BOSTON, July 24 (Reuters) – The Mexican government on Monday urged a U.S. appeals court to revive a $10 billion lawsuit seeking to hold U.S. gun manufacturers responsible for facilitating the trafficking of weapons to drug cartels across the U.S.-Mexico border.
A three-judge panel of the 1st U.S. Circuit Court of Appeals in Boston questioned whether a lower-court judge wrongly concluded that a U.S. law barred Mexico from suing Smith & Wesson Brands (SWBI.O), Sturm, Ruger & Co (RGR.N) and others.
That law, the federal Protection of Lawful Commerce in Arms Act (PLCAA), provides the firearms industry broad protection from lawsuits over their products’ misuse.
But Mexico’s lawyers argued the law only bars lawsuits over injuries that occur in the United States and does not shield the seven manufacturers and one distributor it sued from liability over the trafficking of guns to Mexican criminals.
Steve Shadowen, a lawyer for Mexico, said allowing its case to proceed in U.S. courts would enable Mexico to not only seek damages but also a court order aimed at combating the 20,000 deaths a year he blamed on the companies’ actions.
“What we want is an injunction to make these defendants start paying attention to their distribution systems,” he said. “And it’s only U.S. courts that can provide that injunctive relief.”
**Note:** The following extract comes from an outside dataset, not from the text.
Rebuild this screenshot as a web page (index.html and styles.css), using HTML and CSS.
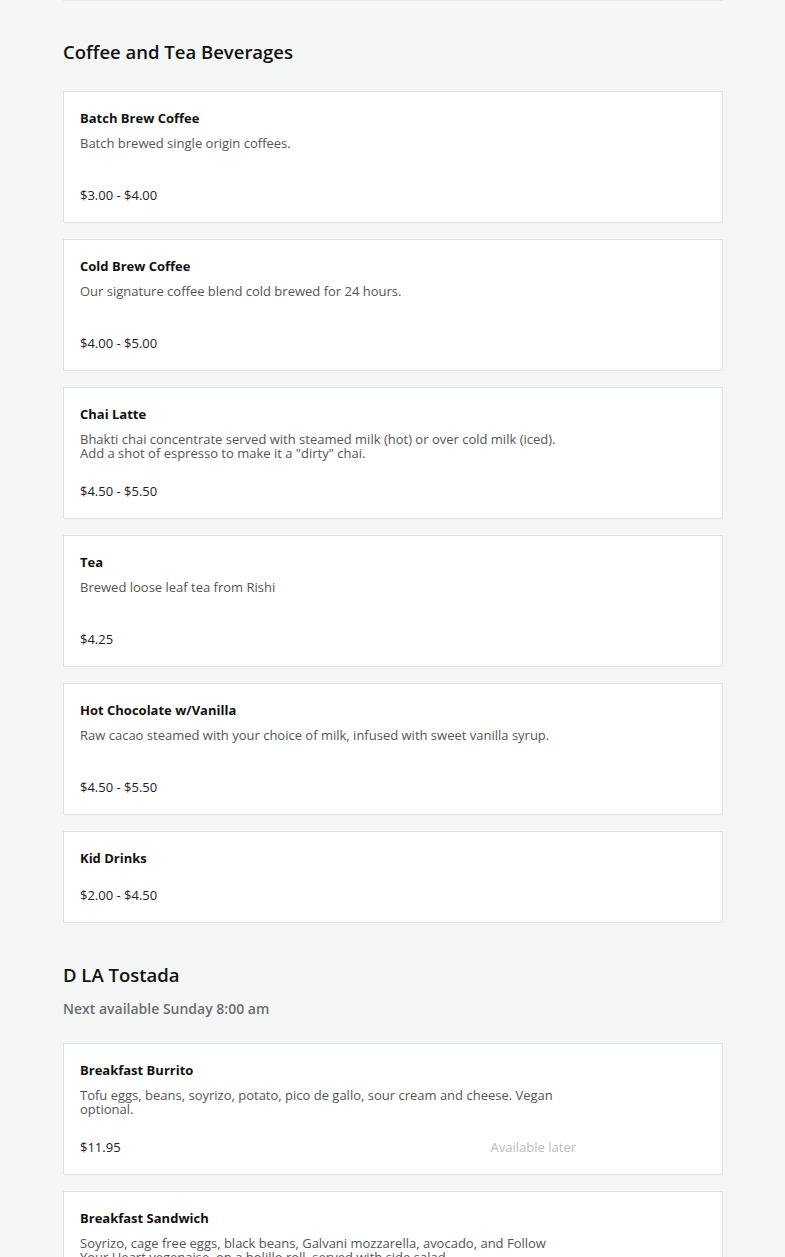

Mexico says over 500,000 guns are trafficked annually from the United States into Mexico, of which more than 68% are made by the companies it sued, which also include Beretta USA, Barrett Firearms Manufacturing, Colt’s Manufacturing Co and Glock Inc.
Noel Francisco, a lawyer for Smith & Wesson, argued Mexico’s lawsuit was devoid of allegations the gun manufacturers’ gun sales themselves did anything that would create an exception to PLCAA’s broad protections.
“You have licensed manufacturers that sell to licensed distributors that sell to licensed retailers that sell to individuals who satisfy the requirements of federal law, but some of them happen to be straw purchasers,” he said.
U.S. Circuit Judge William Kayatta said that while Mexico had not alleged the gun makers directly violated any gun laws, one of its core legal theories was that they aided and abetted others who trafficked guns abroad, creating potential liability.
“What’s wrong with it?” Kayatta asked.
A ruling is expected in the coming months.